12 October 2010

Life in the swamp

sjoe. Its quiet today.
All I can hear, are the clicking clicking of fingers on keyboards, and the occasional throat clearing.
I look around the office, but try not to let people see that I'm obviously staring at their faces. I'm sure they must feel my glare.
I take a look at each person sitting in my immediate surroundings and each one of them tells a story or plays a part in my life.
Its quiet. I dont like the quiet.
Tuesday today which means, just 3 days to go until all of this is done.

joh.

05 October 2010

Mother Goose says cheers

So its exactly 1 week and about 2 days until Mother Goose spreads her wings and rises up from her nesting place.
And about 2 weeks after that, that Mother Goose decides to move to a new continent altogether.

Looking back over the past 5 years that I've been roosting in this nest, I've seen storms. I've seen predators. I've eggs that have not quite hatched and I've seen other Geese trying to steal my chicks - but when I look back, I can only realise that this is the place Mother Goose was supposed to be living and breathing.
This Mother Goose started when this environment was a shell in an old run-down building. Where the entire 2 duckponds full of people sat in 1pond. Where entire flocks hadnt been developed or created yet.
The other ducks I've met drifting in and out of my pond area have almost all left an impression on my nest - be it a good one, or a not so good one.
There are the faces and quacks that I'd probably choose to forget, but more likely the faces and quacks that I'll carry with me - onto my next destination.

So as opposed to flying South for the winter, this Goose will be mirgrating North for hers.

And its a strang feeling. The last time I did this, I was much younger.
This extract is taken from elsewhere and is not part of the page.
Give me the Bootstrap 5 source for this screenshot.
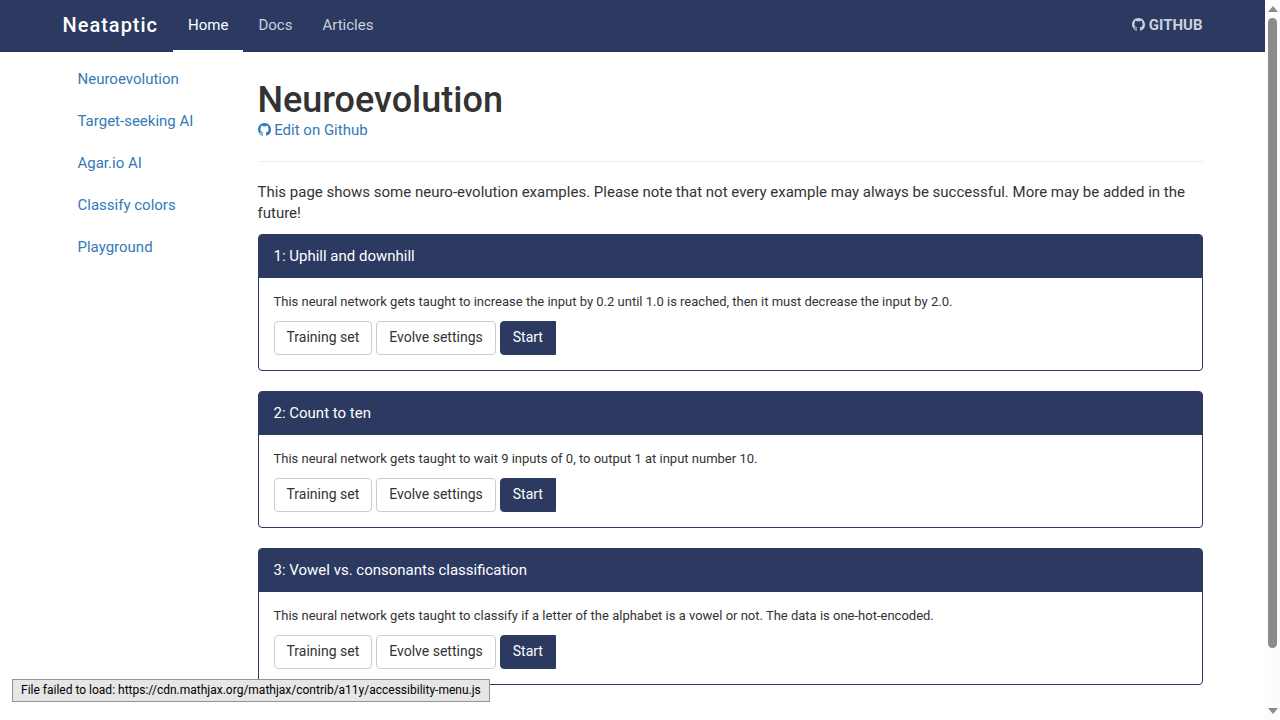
<!DOCTYPE html>
<html lang="en">
<head>
<meta charset="utf-8">
<meta name="viewport" content="width=device-width, initial-scale=1">
<title>Neataptic - Neuroevolution</title>
<link href="https://cdn.jsdelivr.net/npm/bootstrap@5.3.0/dist/css/bootstrap.min.css" rel="stylesheet">
<style>
  :root { --navy: #2c3961; --link: #337ab7; --scroll: 15px; }
  body { font-family: Roboto, sans-serif; font-size: 15px; line-height: 21px; color: #333; padding-right: var(--scroll); }
  .container { --bs-gutter-x: 30px; max-width: 1170px; }
  .row { --bs-gutter-x: 30px; }
  a { color: var(--link); text-decoration: none; }
  .octocat { width: 13px; height: 13px; fill: currentColor; vertical-align: -1px; }

  .site-nav { background: var(--navy); padding: 0; height: 52px; border-bottom: 1px solid #263154; margin-right: calc(-1 * var(--scroll)); padding-right: var(--scroll); }
  .site-nav .navbar-brand { color: #fff; font-size: 20px; font-weight: 500; letter-spacing: 1px; line-height: 20px; padding: 14px 15px 16px 0; margin: 0; }
  .site-nav .navbar-nav .nav-link { color: #ccd0dc; line-height: 20px; height: 52px; padding: 15px; margin-bottom: -1px; }
  .site-nav .navbar-nav .active { color: #fff; border-bottom: 2px solid #fff; }
  .site-nav .navbar-nav .repo { font-weight: 700; text-transform: uppercase; padding-right: 0; }

  .side-nav { padding-top: 6px; }
  .side-nav .nav-link { color: var(--link); line-height: 22px; padding: 10px 15px; }

  .page-title { font-size: 36px; line-height: 40px; font-weight: 500; margin: 28px 0 0; }
  .page-head { border-bottom: 1px solid #eee; padding-bottom: 20px; margin-bottom: 20px; }
  .intro { margin-bottom: 10px; }

  .example { border: 1px solid var(--navy); border-radius: 4px; margin-bottom: 20px; }
  .example .card-header { background: var(--navy); color: #fff; border: 0; border-radius: 2px 2px 0 0; padding: 11px 15px; }
  .example h2 { font-size: 15px; line-height: 21px; font-weight: 400; margin: 0; }
  .example .card-body { padding: 15px; }
  .example p { font-size: 13px; line-height: 18px; margin-bottom: 10px; }
  .example .btn { font-size: 14px; line-height: 20px; padding: 5px 12px 7px; border-radius: 4px; color: #333; border: 1px solid #ccc; background: #fff; }
  .example .btn-start { background: var(--navy); border-color: var(--navy); color: #fff; border-radius: 4px 0 0 4px; }

  .load-message { left: 12px; bottom: 18px; font-size: 12px; line-height: 17px; color: #000; background: #e6e6e6; border: 1px solid #949494; padding: 2px 8px; }
  .scroll-track { top: 0; right: 0; bottom: 0; width: var(--scroll); background: #fcfcfc; padding: 6px 0; z-index: 1040; }
  .scroll-track svg { width: 10px; height: 6px; fill: #8b8b8b; flex: none; }
  .scroll-thumb { width: 9px; height: 89%; margin-top: 6px; margin-bottom: auto; background: #8b8b8b; border-radius: 5px; }
</style>
</head>
<body>
<svg class="d-none" aria-hidden="true">
  <symbol id="octocat" viewBox="0 0 16 16"><path d="M8 0C3.58 0 0 3.58 0 8c0 3.54 2.29 6.53 5.47 7.59.4.07.55-.17.55-.38 0-.19-.01-.82-.01-1.49-2.01.37-2.53-.49-2.69-.94-.09-.23-.48-.94-.82-1.13-.28-.15-.68-.52-.01-.53.63-.01 1.08.58 1.23.82.72 1.21 1.87.87 2.33.66.07-.52.28-.87.51-1.07-1.78-.2-3.64-.89-3.64-3.95 0-.87.31-1.59.82-2.15-.08-.2-.36-1.02.08-2.12 0 0 .67-.21 2.2.82A7.6 7.6 0 0 1 8 3.86c.68 0 1.36.09 2 .27 1.53-1.04 2.2-.82 2.2-.82.44 1.1.16 1.92.08 2.12.51.56.82 1.27.82 2.15 0 3.07-1.87 3.75-3.65 3.95.29.25.54.73.54 1.48 0 1.07-.01 1.93-.01 2.2 0 .21.15.46.55.38A8.01 8.01 0 0 0 16 8c0-4.42-3.58-8-8-8z"/></symbol>
</svg>

<nav class="navbar navbar-expand site-nav" aria-label="Main">
  <div class="container">
    <a class="navbar-brand" href="#">Neataptic</a>
    <div class="navbar-nav me-auto">
      <a class="nav-link active" href="#" aria-current="page">Home</a>
      <a class="nav-link" href="#">Docs</a>
      <a class="nav-link" href="#">Articles</a>
    </div>
    <div class="navbar-nav">
      <a class="nav-link repo" href="#"><svg class="octocat" aria-hidden="true"><use href="#octocat"/></svg> Github</a>
    </div>
  </div>
</nav>

<div class="container">
  <div class="row">
    <aside class="col-md-2">
      <nav class="nav flex-column side-nav" aria-label="Examples">
        <a class="nav-link" href="#">Neuroevolution</a>
        <a class="nav-link text-nowrap" href="#">Target-seeking AI</a>
        <a class="nav-link" href="#">Agar.io AI</a>
        <a class="nav-link" href="#">Classify colors</a>
        <a class="nav-link" href="#">Playground</a>
      </nav>
    </aside>
    <main class="col-md-10">
      <header class="page-head">
        <h1 class="page-title">Neuroevolution</h1>
        <a class="d-block" href="#"><svg class="octocat" aria-hidden="true"><use href="#octocat"/></svg> Edit on Github</a>
      </header>
      <p class="intro">This page shows some neuro-evolution examples. Please note that not every example may always be successful. More may be added in the future!</p>

      <section class="card example">
        <div class="card-header"><h2>1: Uphill and downhill</h2></div>
        <div class="card-body">
          <p>This neural network gets taught to increase the input by 0.2 until 1.0 is reached, then it must decrease the input by 2.0.</p>
          <div class="d-flex gap-1">
            <button type="button" class="btn">Training set</button>
            <button type="button" class="btn">Evolve settings</button>
            <button type="button" class="btn btn-start">Start</button>
          </div>
        </div>
      </section>

      <section class="card example">
        <div class="card-header"><h2>2: Count to ten</h2></div>
        <div class="card-body">
          <p>This neural network gets taught to wait 9 inputs of 0, to output 1 at input number 10.</p>
          <div class="d-flex gap-1">
            <button type="button" class="btn">Training set</button>
            <button type="button" class="btn">Evolve settings</button>
            <button type="button" class="btn btn-start">Start</button>
          </div>
        </div>
      </section>

      <section class="card example">
        <div class="card-header"><h2>3: Vowel vs. consonants classification</h2></div>
        <div class="card-body">
          <p>This neural network gets taught to classify if a letter of the alphabet is a vowel or not. The data is one-hot-encoded.</p>
          <div class="d-flex gap-1">
            <button type="button" class="btn">Training set</button>
            <button type="button" class="btn">Evolve settings</button>
            <button type="button" class="btn btn-start">Start</button>
          </div>
        </div>
      </section>
    </main>
  </div>
</div>

<div class="load-message position-fixed" role="status">File failed to load: https://cdn.mathjax.org/mathjax/contrib/a11y/accessibility-menu.js</div>

<div class="scroll-track position-fixed d-flex flex-column align-items-center" aria-hidden="true">
  <svg viewBox="0 0 10 6"><path d="M5 0l5 6H0z"/></svg>
  <div class="scroll-thumb"></div>
  <svg viewBox="0 0 10 6"><path d="M0 0h10L5 6z"/></svg>
</div>
<script src="https://cdn.jsdelivr.net/npm/bootstrap@5.3.0/dist/js/bootstrap.bundle.min.js"></script>
</body>
</html>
My world was my oyster. I had no attachments. No commitments. No additional nesting fees to pay, or extra twigs and feathers that I'd gathered over time - that made my pond-life so much happier and more comfortable. I was a loner - and I could do whatever I wanted, whenever I wanted to.

Now, however, 10 years have passed, and re-nesting just doesnt appear to be as easy as it once was. I am responsible now. I am an adult goose. And I do things that other adult geese do. In fact, its totally un-cool NOT to be able to say, you have a pension and a medical aid. You almost look on others without these things with pity, that they havent MADE it in the Greater Pond, in the way you have.
I look back at the freedom I had 10 years ago, and I miss it.  I have always missed it.
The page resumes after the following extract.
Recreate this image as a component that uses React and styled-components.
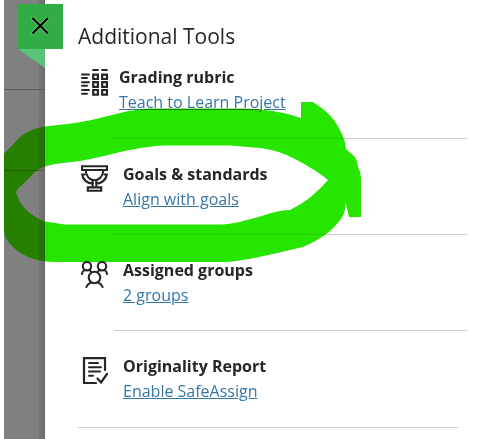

But now, Mother Goose stands at a new precipice - about to stretch her achy wings. About to clean off her ruffled moth-ball smelling feathers. About to stretch out each webbed foot and get ready for a long (perhaps longer than usual) run up to the take off.
Its exciting, but daunting at the same time, and I wonder if I'll be able to get lift off.

I'm sure I will.

I'll take some helium with... just in case.